How To Set Up A Computer For Grandpa

Everybody needs a computer these days. Yes, even your grandpa, whether he realizes it or not. While he probably won’t be using it for World of Warcraft, Twitter and Tumblr like you do, he’s bound to find it plenty useful for a load of things, too.

What Grandpa WIll Likely Use Computers For

1. Solitaire. I know, it’s cliche, but it’s only half a joke. Unless you actively teach them things to do on a computer, it’s bound to end up serving as nothing more than an overpowered solitaire machine.

2. Skype. As you get older, more and more of your family live away. And if you want to stay in touch with children, grandchildren and other relatives, there’s really nothing better than firing up Skype for a video chat.

3. Facebook. Granted, not a lot of seniors are on Facebook. I do know plenty, though, especially those with family who live far away. Facebook is just a great place to catch up with people and see what they’re up to without having to be online at the same time (as with Skype).

4. General reading. Savvier seniors will take to the web for general reading purposes, such as news and hobby magazines. You’ll likely have to teach them exactly how to find what they want, but once they do, computers and them internet will become really valuable for them.

5. Casual games. Yep, everybody plays games and the explosion in casual gaming the past few years is a testament that it’s pervasive beyond the 13 to 35 years old demographic.

Other Things You Should Teach Them

1. Online banking. Unless your grandpa keeps his money in a shoebox, he deals with banks. Chances are, he’ll find online banking very helpful, especially for paying bills and checking his accounts.

2. Email. Make sure to create an email account for them and teach them how to use it. Email is a necessity for getting into many places on the internet, so it’s worth the trouble. We suggest Gmail or Outlook.com — both have an uncluttered interface and has a very low learning curve.

3. Online shopping. At some point, they’re going to try to buy stuff from the web — the internet is one big shopping mall, after all. We suggest teaching them all the necessary precautions, as well as getting them started (e.g. sign them up to Amazon and other safe e-commerce websites) to avoid problems (like scams and identity theft) later on.

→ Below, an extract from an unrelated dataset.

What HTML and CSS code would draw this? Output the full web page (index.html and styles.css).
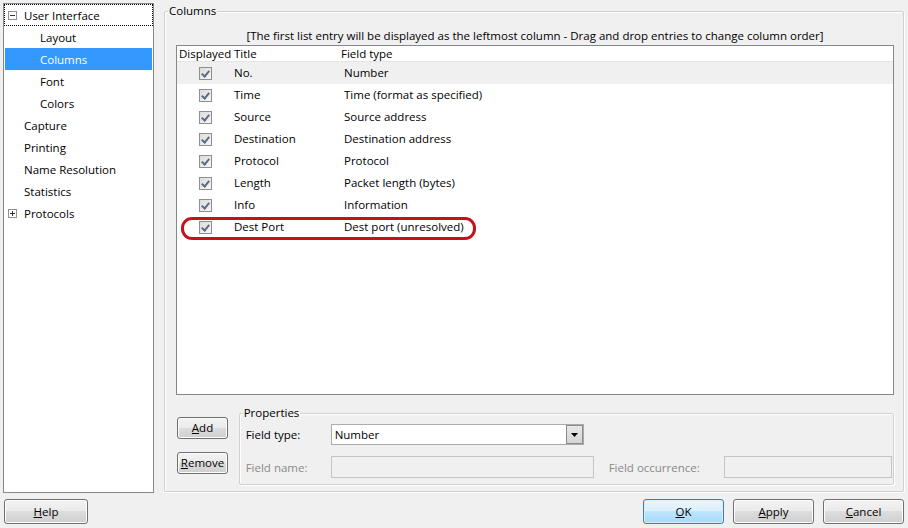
FILE: index.html
```html
<!DOCTYPE html>
<html>
<head>
<meta charset="utf-8">
<link rel="stylesheet" href="styles.css">
</head>
<body>
<div class="dialog">
  <div class="top">
    <div class="tree">
      <div class="node focus"><span class="exp"><svg width="9" height="9" viewBox="0 0 9 9"><rect x="0.5" y="0.5" width="8" height="8" fill="#fff" stroke="#919191"/><path d="M2 4.5h5" stroke="#333" stroke-width="1"/></svg></span><span>User Interface</span></div>
      <div class="node child">Layout</div>
      <div class="node child sel">Columns</div>
      <div class="node child">Font</div>
      <div class="node child">Colors</div>
      <div class="node lvl1">Capture</div>
      <div class="node lvl1">Printing</div>
      <div class="node lvl1">Name Resolution</div>
      <div class="node lvl1">Statistics</div>
      <div class="node"><span class="exp"><svg width="9" height="9" viewBox="0 0 9 9"><rect x="0.5" y="0.5" width="8" height="8" fill="#fff" stroke="#919191"/><path d="M2 4.5h5M4.5 2v5" stroke="#333" stroke-width="1"/></svg></span><span>Protocols</span></div>
    </div>
    <div class="group columns">
      <div class="gtitle">Columns</div>
      <div class="info">[The first list entry will be displayed as the leftmost column - Drag and drop entries to change column order]</div>
      <div class="list">
        <div class="lhead"><span class="c1">Displayed</span><span class="c2">Title</span><span class="c3">Field type</span></div>
        <div class="row hot"><span class="c1"><i class="cb"></i></span><span class="c2">No.</span><span class="c3">Number</span></div>
        <div class="row"><span class="c1"><i class="cb"></i></span><span class="c2">Time</span><span class="c3">Time (format as specified)</span></div>
        <div class="row"><span class="c1"><i class="cb"></i></span><span class="c2">Source</span><span class="c3">Source address</span></div>
        <div class="row"><span class="c1"><i class="cb"></i></span><span class="c2">Destination</span><span class="c3">Destination address</span></div>
        <div class="row"><span class="c1"><i class="cb"></i></span><span class="c2">Protocol</span><span class="c3">Protocol</span></div>
        <div class="row"><span class="c1"><i class="cb"></i></span><span class="c2">Length</span><span class="c3">Packet length (bytes)</span></div>
        <div class="row"><span class="c1"><i class="cb"></i></span><span class="c2">Info</span><span class="c3">Information</span></div>
        <div class="row marked"><span class="c1"><i class="cb"></i></span><span class="c2">Dest Port</span><span class="c3">Dest port (unresolved)</span></div>
      </div>
      <div class="bottom">
        <div class="btncol">
          <button class="btn small"><u>A</u>dd</button>
          <button class="btn small"><u>R</u>emove</button>
        </div>
        <div class="group props">
          <div class="gtitle">Properties</div>
          <div class="prow first">
            <span class="lbl">Field type:</span>
            <div class="select"><span class="sval">Number</span><span class="sbtn"><svg width="7" height="4" viewBox="0 0 7 4"><path d="M0 0h7L3.5 4z" fill="#000"/></svg></span></div>
          </div>
          <div class="prow">
            <span class="lbl dis">Field name:</span>
            <div class="input name"></div>
            <span class="lbl dis occ">Field occurrence:</span>
            <div class="input occin"></div>
          </div>
        </div>
      </div>
    </div>
  </div>
  <div class="footer">
    <button class="btn big help"><u>H</u>elp</button>
    <div class="spacer"></div>
    <button class="btn big def"><u>O</u>K</button>
    <button class="btn big"><u>A</u>pply</button>
    <button class="btn big"><u>C</u>ancel</button>
  </div>
</div>
</body>
</html>
```

FILE: styles.css
```css
* { box-sizing: border-box; }
html, body { margin: 0; padding: 0; }
body {
  width: 908px;
  height: 528px;
  background: #f0f0f0;
  font-family: "Open Sans", "Noto Sans", sans-serif;
  font-size: 11.5px;
  color: #000;
  overflow: hidden;
}
.dialog { display: flex; flex-direction: column; width: 908px; height: 528px; }
.top { display: flex; padding: 3px 0 0 3px; height: 496px; }

/* tree */
.tree {
  width: 151px;
  height: 490px;
  background: #fff;
  border: 1px solid #828790;
  padding: 0;
}
.node {
  height: 22px;
  line-height: 21px;
  display: flex;
  align-items: center;
  padding-left: 20px;
  white-space: nowrap;
}
.node .exp { width: 16px; margin-left: -16px; display: flex; align-items: center; }
.node.focus { outline: 1px dotted #000; outline-offset: -1px; }
.node.child { padding-left: 36px; }
.node.sel { background: #3399ff; color: #fff; margin: 0 1px; padding-left: 35px; }

/* group boxes */
.group {
  border: 1px solid #d0d0d0;
  border-radius: 2px;
  box-shadow: inset 1px 1px 0 #fff, 1px 1px 0 #fff;
  display: flex;
  flex-direction: column;
}
.gtitle {
  align-self: flex-start;
  margin-top: -9px;
  padding: 0 1px;
  background: #f0f0f0;
  line-height: 16px;
  height: 16px;
}
.columns {
  margin: 8px 0 0 10px;
  width: 740px;
  height: 481px;
  padding: 0 9px 0 11px;
}
.columns > .gtitle { margin-left: -8px; }
.info {
  text-align: center;
  height: 17px;
  line-height: 17px;
  margin-top: 8px;
  margin-bottom: 1px;
  white-space: nowrap;
}

/* list */
.list {
  height: 350px;
  background: #fff;
  border: 1px solid #828790;
}
.lhead {
  display: flex;
  height: 16px;
  line-height: 15px;
  border-bottom: 1px solid #e5e5e5;
}
.lhead .c1 { padding-left: 2px; }
.row {
  display: flex;
  height: 22px;
  line-height: 22px;
  align-items: center;
  position: relative;
}
.row.hot { background: #f0f0f0; }
.c1 { width: 56px; display: flex; justify-content: center; }
.lhead .c1 { justify-content: flex-start; }
.c2 { width: 108px; padding-left: 1px; }
.row .c2 { padding-left: 1px; }
.c3 { padding-left: 0; }
.row .c3 { padding-left: 3px; }
.cb {
  width: 13px;
  height: 13px;
  border: 1px solid #8f8f8f;
  background: linear-gradient(135deg, #dcdcdc, #f6f6f6);
  display: block;
  margin-left: 1px;
  position: relative;
}
.cb::after {
  content: "";
  position: absolute;
  left: 3px;
  top: 1px;
  width: 3px;
  height: 6px;
  border-right: 2px solid #5a6c84;
  border-bottom: 2px solid #5a6c84;
  transform: rotate(40deg);
}
.row.marked::after {
  content: "";
  box-sizing: border-box;
  position: absolute;
  left: 4px;
  top: 1px;
  width: 295px;
  height: 23px;
  border: 3px solid #c4121d;
  border-radius: 11px;
}

/* bottom */
.bottom { display: flex; padding-top: 18px; padding-left: 1px; }
.btncol { display: flex; flex-direction: column; gap: 13px; padding-top: 4px; width: 62px; }
.btn {
  font-family: inherit;
  font-size: 11.5px;
  color: #000;
  border: 1px solid #707070;
  border-radius: 3px;
  background: linear-gradient(#f2f2f2 0, #ebebeb 50%, #dddddd 50%, #cfcfcf 100%);
  box-shadow: inset 0 0 0 1px #fcfcfc;
  padding: 0;
  line-height: 18px;
}
.btn.small { width: 51px; height: 22px; }
.btn.big { width: 81px; height: 25px; }
.btn.big.help { width: 84px; }
.btn.def {
  border-color: #3c7fb1;
  background: linear-gradient(#eaf6fd 0, #d9f0fc 50%, #bee6fd 50%, #a7d9f5 100%);
  box-shadow: inset 0 0 0 1px #d8eef8;
}
.btn u { text-decoration: underline; }

.props {
  width: 659px;
  height: 72px;
  margin-top: 0;
  padding: 0 0 0 6px;
}
.props > .gtitle { margin-left: -3px; }
.prow { display: flex; align-items: center; height: 22px; }
.prow.first { margin-top: 3px; height: 21px; }
.prow + .prow { margin-top: 11px; }
.lbl { width: 85px; white-space: nowrap; }
.dis { color: #8a8a8a; }
.select {
  width: 253px;
  height: 21px;
  border: 1px solid #ababab;
  background: #fff;
  display: flex;
  align-items: stretch;
}
.sval { flex: 1; padding-left: 3px; line-height: 19px; }
.sbtn {
  width: 17px;
  border: 1px solid #8b8b8b;
  background: linear-gradient(#e8e8e8, #d4d4d4);
  display: flex;
  align-items: center;
  justify-content: center;
}
.input {
  height: 22px;
  border: 1px solid #c5c5c5;
  background: #f0f0f0;
}
.input.name { width: 263px; }
.occ { margin-left: 15px; width: 115px; }
.input.occin { width: 168px; }

/* footer */
.footer {
  display: flex;
  padding: 3px 0 0 4px;
  gap: 9px;
}
.spacer { flex: 1; }
.footer .btn.big:last-child { margin-right: 4px; }
```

Buying A Computer For Grandpa

I used to think a netbook will be ideal for seniors. Until my grandfather started using my 10-inch Asus, that is. Fact is, the screen is too small for seniors with poor eyesight and it just makes using the computer cumbersome. While you can still use a netbook or a nettop (it’s cheap with sufficient power for their needs), we suggest throwing on a larger display to make staring at the items on the screen just a little bit easier.

Things To Set Up

1. Turn off Windows Updates. Those dialog boxes that constantly pop-up usually start confusion which become an annoyance that eventually ends up as frustration. Save them from the hassle and turn off automatic updates. You can just run the updates yourself once a month when you visit.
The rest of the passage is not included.